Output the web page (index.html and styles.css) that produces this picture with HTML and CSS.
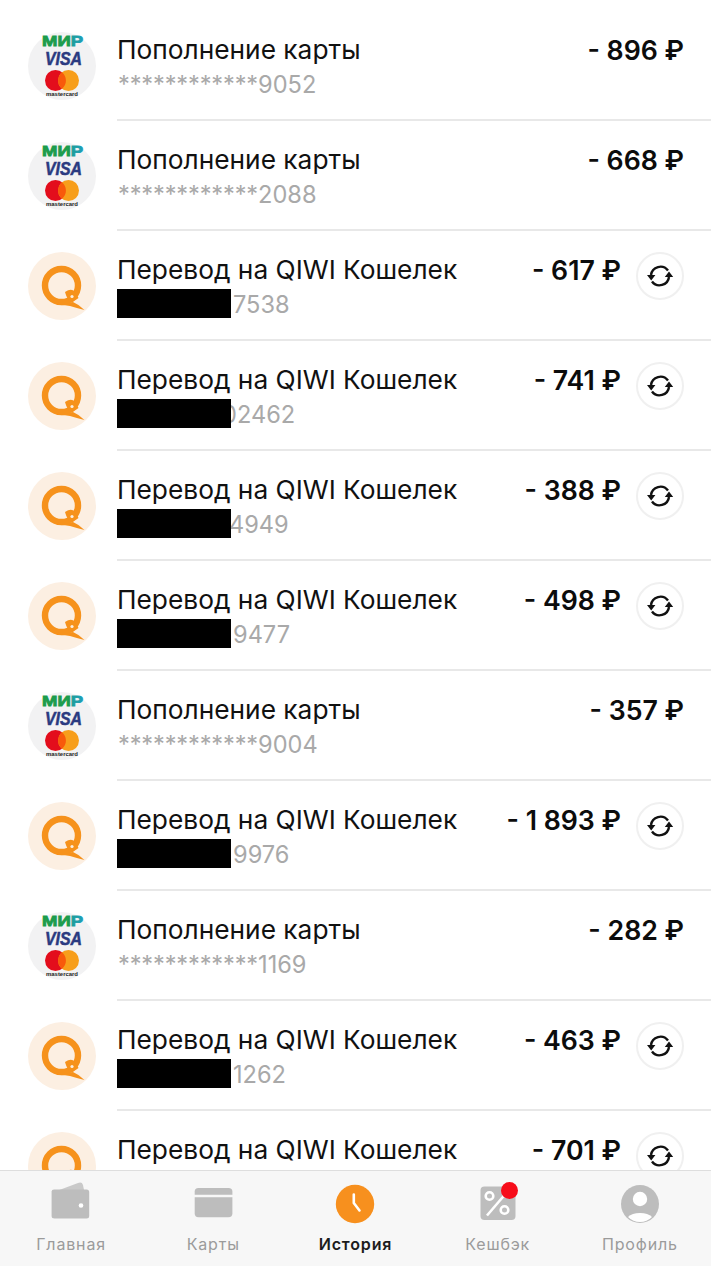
FILE: index.html
```html
<!DOCTYPE html>
<html lang="ru">
<head>
<meta charset="utf-8">
<title>История</title>
<link rel="stylesheet" href="styles.css">
</head>
<body>
<svg class="defs" width="0" height="0" aria-hidden="true">
  <defs>
    <linearGradient id="mirp" x1="0" y1="0" x2="1" y2="0">
      <stop offset="0" stop-color="#1c9c4c"/>
      <stop offset="1" stop-color="#1d9fb8"/>
    </linearGradient>
    <symbol id="logo-cards" viewBox="0 0 68 68">
      <circle cx="34" cy="34" r="34" fill="#f2f2f3"/>
      <text x="14" y="14" class="mir" textLength="41" lengthAdjust="spacingAndGlyphs">МИ<tspan fill="url(#mirp)" stroke="url(#mirp)">Р</tspan></text>
      <text x="17" y="33" class="visa" textLength="37" lengthAdjust="spacingAndGlyphs">VISA</text>
      <circle cx="27.5" cy="48.5" r="10.5" fill="#e30d1c"/>
      <circle cx="40.5" cy="48.5" r="10.5" fill="#f79e1b"/>
      <path d="M34 40.3a10.5 10.5 0 0 1 0 16.4a10.5 10.5 0 0 1 0-16.4z" fill="#f8590b"/>
      <text x="18" y="64" class="mc" textLength="32" lengthAdjust="spacingAndGlyphs">mastercard</text>
    </symbol>
    <symbol id="logo-qiwi" viewBox="0 0 68 68">
      <circle cx="34" cy="34" r="34" fill="#fcefe2"/>
      <circle cx="33.5" cy="33.5" r="16.5" fill="none" stroke="#f6921c" stroke-width="6.4"/>
      <path d="M37 40Q43 36 47 39.5L50.5 46L44 50.5Q39 48 37 40Z" fill="#f6921c"/>
      <path d="M28 50Q38 51 45 50Q51 52.5 56.5 58Q48.5 56 42 54Q35 52.5 29 53Z" fill="#f6921c"/>
      <circle cx="44" cy="44.5" r="1.6" fill="#fcefe2"/>
    </symbol>
    <symbol id="repeat" viewBox="0 0 28 28">
      <path d="M5 13A9.5 9.5 0 0 1 22 8.5M23 15A9.5 9.5 0 0 1 6 19.5" fill="none" stroke="#111" stroke-width="2.4"/>
      <path d="M1 13H9.4L5.2 18.4ZM18.8 15H27.2L23 9.6Z" fill="#111"/>
    </symbol>
  </defs>
</svg>

<div class="app">
  <main class="list">
    <article class="row">
      <svg class="logo"><use href="#logo-cards"/></svg>
      <div class="body">
        <div class="info"><div class="title">Пополнение карты</div><div class="sub"><span class="stars">************</span>9052</div></div>
        <div class="amount">- 896 ₽</div>
      </div>
    </article>
    <article class="row">
      <svg class="logo"><use href="#logo-cards"/></svg>
      <div class="body">
        <div class="info"><div class="title">Пополнение карты</div><div class="sub"><span class="stars">************</span>2088</div></div>
        <div class="amount">- 668 ₽</div>
      </div>
    </article>
    <article class="row">
      <svg class="logo"><use href="#logo-qiwi"/></svg>
      <div class="body">
        <div class="info"><div class="title">Перевод на QIWI Кошелек</div><div class="sub"><span class="mask"></span><span class="digits">7538</span></div></div>
        <div class="amount">- 617 ₽</div>
        <button class="repeat"><svg><use href="#repeat"/></svg></button>
      </div>
    </article>
    <article class="row">
      <svg class="logo"><use href="#logo-qiwi"/></svg>
      <div class="body">
        <div class="info"><div class="title">Перевод на QIWI Кошелек</div><div class="sub"><span class="mask"></span><span class="digits hidden-start">02462</span></div></div>
        <div class="amount">- 741 ₽</div>
        <button class="repeat"><svg><use href="#repeat"/></svg></button>
      </div>
    </article>
    <article class="row">
      <svg class="logo"><use href="#logo-qiwi"/></svg>
      <div class="body">
        <div class="info"><div class="title">Перевод на QIWI Кошелек</div><div class="sub"><span class="mask"></span><span class="digits tight">4949</span></div></div>
        <div class="amount">- 388 ₽</div>
        <button class="repeat"><svg><use href="#repeat"/></svg></button>
      </div>
    </article>
    <article class="row">
      <svg class="logo"><use href="#logo-qiwi"/></svg>
      <div class="body">
        <div class="info"><div class="title">Перевод на QIWI Кошелек</div><div class="sub"><span class="mask"></span><span class="digits">9477</span></div></div>
        <div class="amount">- 498 ₽</div>
        <button class="repeat"><svg><use href="#repeat"/></svg></button>
      </div>
    </article>
    <article class="row">
      <svg class="logo"><use href="#logo-cards"/></svg>
      <div class="body">
        <div class="info"><div class="title">Пополнение карты</div><div class="sub"><span class="stars">************</span>9004</div></div>
        <div class="amount">- 357 ₽</div>
      </div>
    </article>
    <article class="row">
      <svg class="logo"><use href="#logo-qiwi"/></svg>
      <div class="body">
        <div class="info"><div class="title">Перевод на QIWI Кошелек</div><div class="sub"><span class="mask"></span><span class="digits">9976</span></div></div>
        <div class="amount">- 1 893 ₽</div>
        <button class="repeat"><svg><use href="#repeat"/></svg></button>
      </div>
    </article>
    <article class="row">
      <svg class="logo"><use href="#logo-cards"/></svg>
      <div class="body">
        <div class="info"><div class="title">Пополнение карты</div><div class="sub"><span class="stars">************</span>1169</div></div>
        <div class="amount">- 282 ₽</div>
      </div>
    </article>
    <article class="row">
      <svg class="logo"><use href="#logo-qiwi"/></svg>
      <div class="body">
        <div class="info"><div class="title">Перевод на QIWI Кошелек</div><div class="sub"><span class="mask"></span><span class="digits">1262</span></div></div>
        <div class="amount">- 463 ₽</div>
        <button class="repeat"><svg><use href="#repeat"/></svg></button>
      </div>
    </article>
    <article class="row">
      <svg class="logo"><use href="#logo-qiwi"/></svg>
      <div class="body">
        <div class="info"><div class="title">Перевод на QIWI Кошелек</div></div>
        <div class="amount">- 701 ₽</div>
        <button class="repeat"><svg><use href="#repeat"/></svg></button>
      </div>
    </article>
  </main>

  <nav class="tabbar">
    <a class="tab">
      <svg class="tab-icon" viewBox="0 0 48 44">
        <path d="M7 12L31 3Q35 1.5 36 5L37 10Z" fill="#c9c9c9"/>
        <path d="M4.6 11.5Q4.6 9.5 7 9.5H39.5Q42.2 9.5 42.2 12V36Q42.2 38.5 39.5 38.5H7.5Q4.6 38.5 4.6 36Z" fill="#bdbdbd"/>
        <circle cx="34" cy="25.5" r="2.3" fill="#fff"/>
      </svg>
      <span class="tab-label">Главная</span>
    </a>
    <a class="tab">
      <svg class="tab-icon" viewBox="0 0 48 44">
        <path d="M5.7 11.5Q5.7 8 9.5 8H39.5Q43.4 8 43.4 11.5V14.7H5.7Z" fill="#bdbdbd"/>
        <path d="M5.7 17.3H43.4V33.5Q43.4 37.2 39.5 37.2H9.5Q5.7 37.2 5.7 33.5Z" fill="#bdbdbd"/>
      </svg>
      <span class="tab-label">Карты</span>
    </a>
    <a class="tab active">
      <svg class="tab-icon" viewBox="0 0 48 44">
        <circle cx="24" cy="24" r="19.2" fill="#f7901e"/>
        <path d="M22.8 14.5V23L28.5 30.5" fill="none" stroke="#fff" stroke-width="2.6" stroke-linecap="round" stroke-linejoin="round"/>
      </svg>
      <span class="tab-label">История</span>
    </a>
    <a class="tab">
      <span class="tab-badge-wrap">
        <svg class="tab-icon" viewBox="0 0 48 44">
          <rect x="6.5" y="6.5" width="35" height="33.5" rx="4" fill="#bdbdbd"/>
          <circle cx="15.5" cy="16" r="3.8" fill="none" stroke="#fff" stroke-width="2.6"/>
          <circle cx="30.5" cy="30" r="3.8" fill="none" stroke="#fff" stroke-width="2.6"/>
          <path d="M13 35.5L34 11" stroke="#fff" stroke-width="2.6"/>
        </svg>
        <span class="badge"></span>
      </span>
      <span class="tab-label">Кешбэк</span>
    </a>
    <a class="tab">
      <svg class="tab-icon" viewBox="0 0 48 44">
        <circle cx="24" cy="24" r="19" fill="#bdbdbd"/>
        <circle cx="24" cy="19" r="7.2" fill="#fff"/>
        <path d="M12 37Q16 33 24 33Q32 33 36 37Q31 42 24 42Q17 42 12 37Z" fill="#fff"/>
      </svg>
      <span class="tab-label">Профиль</span>
    </a>
  </nav>
</div>
</body>
</html>
```

FILE: styles.css
```css
* {
  box-sizing: border-box;
}

html,
body {
  margin: 0;
  height: 100%;
  background: #fff;
}

.defs {
  display: block;
  height: 0;
}

.app {
  height: 1266px;
  display: flex;
  flex-direction: column;
  overflow: hidden;
  font-family: Inter, "Noto Sans", "Liberation Sans", sans-serif;
}

.list {
  flex: 1;
  min-height: 0;
  overflow: hidden;
  padding-top: 11px;
}

.row {
  height: 110px;
  display: flex;
  align-items: center;
  padding-left: 28px;
}

.logo {
  width: 68px;
  height: 68px;
  flex: none;
  margin-right: 21px;
}

.mir {
  font: 900 15.5px "Liberation Sans", sans-serif;
  fill: #1c9c4c;
  stroke: #1c9c4c;
  stroke-width: 0.9px;
}

.visa {
  font: italic 700 17.5px "Liberation Sans", sans-serif;
  fill: #2a3a80;
  stroke: #2a3a80;
  stroke-width: 0.5px;
}

.mc {
  font: 700 6px "Liberation Sans", sans-serif;
  fill: #222;
}

.body {
  flex: 1;
  align-self: stretch;
  display: flex;
  align-items: flex-start;
  padding: 21px 27px 0 0;
  border-bottom: 2px solid #e8e8e8;
}

.info {
  flex: 1;
  min-width: 0;
}

.title {
  font-size: 26.3px;
  line-height: 36px;
  color: #111;
  white-space: nowrap;
}

.sub {
  display: flex;
  align-items: center;
  height: 30px;
  margin-top: 1px;
  font-size: 23.6px;
  color: #a9a9a9;
}

.stars {
  letter-spacing: -0.15px;
  margin-left: 1px;
}

.mask {
  width: 114px;
  height: 29px;
  flex: none;
  align-self: flex-start;
  background: #000;
  position: relative;
  z-index: 1;
}

.digits {
  margin-left: 2px;
}

.digits.hidden-start {
  margin-left: -9px;
}

.digits.tight {
  margin-left: -2px;
}

.amount {
  font-size: 26.7px;
  line-height: 36px;
  font-weight: 600;
  color: #0c0c0c;
  white-space: nowrap;
}

.repeat {
  width: 48px;
  height: 48px;
  flex: none;
  margin: 0 0 0 15px;
  padding: 0;
  border: 2px solid #f0f0f0;
  border-radius: 50%;
  background: #fff;
  display: flex;
  align-items: center;
  justify-content: center;
}

.repeat svg {
  width: 28px;
  height: 28px;
}

.tabbar {
  flex: none;
  height: 96px;
  display: grid;
  grid-template-columns: repeat(5, 1fr);
  background: #f7f7f7;
  border-top: 1.5px solid #dedede;
  position: relative;
}

.tab {
  display: flex;
  flex-direction: column;
  align-items: center;
  padding-top: 9px;
  color: #9b9b9b;
}

.tab-icon {
  display: block;
  width: 48px;
  height: 44px;
}

.tab-badge-wrap {
  position: relative;
  display: block;
  height: 44px;
}

.badge {
  position: absolute;
  left: 27px;
  top: 2px;
  width: 17px;
  height: 17px;
  border-radius: 50%;
  background: #f70d1a;
}

.tab-label {
  margin-top: 10px;
  font-size: 16px;
  line-height: 20px;
  font-weight: 400;
  letter-spacing: 0.85px;
  white-space: nowrap;
}

.tab.active {
  color: #1c1c1c;
}

.tab.active .tab-label {
  font-weight: 600;
}
```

-=-=-=-=-

### [WHAT THIS TASK INVOLVES]
Looking back at the lines above, state how many contain the word "index", and supply nothing besides the number.

### [CORRECT OUTPUT]
3